Leave out the images and repeat the listing below without a single change.
— start Recorded data —
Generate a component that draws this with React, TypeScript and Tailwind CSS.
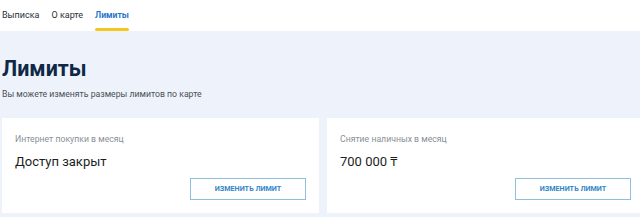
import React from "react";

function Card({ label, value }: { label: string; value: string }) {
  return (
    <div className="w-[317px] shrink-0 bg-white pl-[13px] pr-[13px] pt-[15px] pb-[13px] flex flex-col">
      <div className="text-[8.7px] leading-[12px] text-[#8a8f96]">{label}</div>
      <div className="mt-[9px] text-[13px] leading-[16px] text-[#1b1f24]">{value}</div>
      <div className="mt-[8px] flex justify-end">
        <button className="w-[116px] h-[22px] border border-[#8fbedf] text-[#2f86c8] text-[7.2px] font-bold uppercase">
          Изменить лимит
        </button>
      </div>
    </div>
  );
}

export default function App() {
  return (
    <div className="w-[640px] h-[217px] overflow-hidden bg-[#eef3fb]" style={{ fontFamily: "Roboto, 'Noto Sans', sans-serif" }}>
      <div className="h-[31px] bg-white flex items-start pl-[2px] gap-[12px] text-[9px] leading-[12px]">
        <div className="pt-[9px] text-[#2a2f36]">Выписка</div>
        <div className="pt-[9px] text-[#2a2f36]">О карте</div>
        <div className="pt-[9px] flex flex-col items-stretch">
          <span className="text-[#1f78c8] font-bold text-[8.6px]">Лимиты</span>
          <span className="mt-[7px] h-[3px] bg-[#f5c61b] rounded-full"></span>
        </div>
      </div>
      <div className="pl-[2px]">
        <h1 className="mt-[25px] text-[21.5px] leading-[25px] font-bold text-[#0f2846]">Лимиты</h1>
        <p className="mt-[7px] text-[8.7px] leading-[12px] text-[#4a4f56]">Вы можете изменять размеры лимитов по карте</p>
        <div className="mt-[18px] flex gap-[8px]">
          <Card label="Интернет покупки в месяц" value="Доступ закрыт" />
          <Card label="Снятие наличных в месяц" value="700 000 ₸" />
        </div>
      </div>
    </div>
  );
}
— end Recorded data —
Task answer:
Generate a component that draws this with React, TypeScript and Tailwind CSS.
import React from "react";

function Card({ label, value }: { label: string; value: string }) {
  return (
    <div className="w-[317px] shrink-0 bg-white pl-[13px] pr-[13px] pt-[15px] pb-[13px] flex flex-col">
      <div className="text-[8.7px] leading-[12px] text-[#8a8f96]">{label}</div>
      <div className="mt-[9px] text-[13px] leading-[16px] text-[#1b1f24]">{value}</div>
      <div className="mt-[8px] flex justify-end">
        <button className="w-[116px] h-[22px] border border-[#8fbedf] text-[#2f86c8] text-[7.2px] font-bold uppercase">
          Изменить лимит
        </button>
      </div>
    </div>
  );
}

export default function App() {
  return (
    <div className="w-[640px] h-[217px] overflow-hidden bg-[#eef3fb]" style={{ fontFamily: "Roboto, 'Noto Sans', sans-serif" }}>
      <div className="h-[31px] bg-white flex items-start pl-[2px] gap-[12px] text-[9px] leading-[12px]">
        <div className="pt-[9px] text-[#2a2f36]">Выписка</div>
        <div className="pt-[9px] text-[#2a2f36]">О карте</div>
        <div className="pt-[9px] flex flex-col items-stretch">
          <span className="text-[#1f78c8] font-bold text-[8.6px]">Лимиты</span>
          <span className="mt-[7px] h-[3px] bg-[#f5c61b] rounded-full"></span>
        </div>
      </div>
      <div className="pl-[2px]">
        <h1 className="mt-[25px] text-[21.5px] leading-[25px] font-bold text-[#0f2846]">Лимиты</h1>
        <p className="mt-[7px] text-[8.7px] leading-[12px] text-[#4a4f56]">Вы можете изменять размеры лимитов по карте</p>
        <div className="mt-[18px] flex gap-[8px]">
          <Card label="Интернет покупки в месяц" value="Доступ закрыт" />
          <Card label="Снятие наличных в месяц" value="700 000 ₸" />
        </div>
      </div>
    </div>
  );
}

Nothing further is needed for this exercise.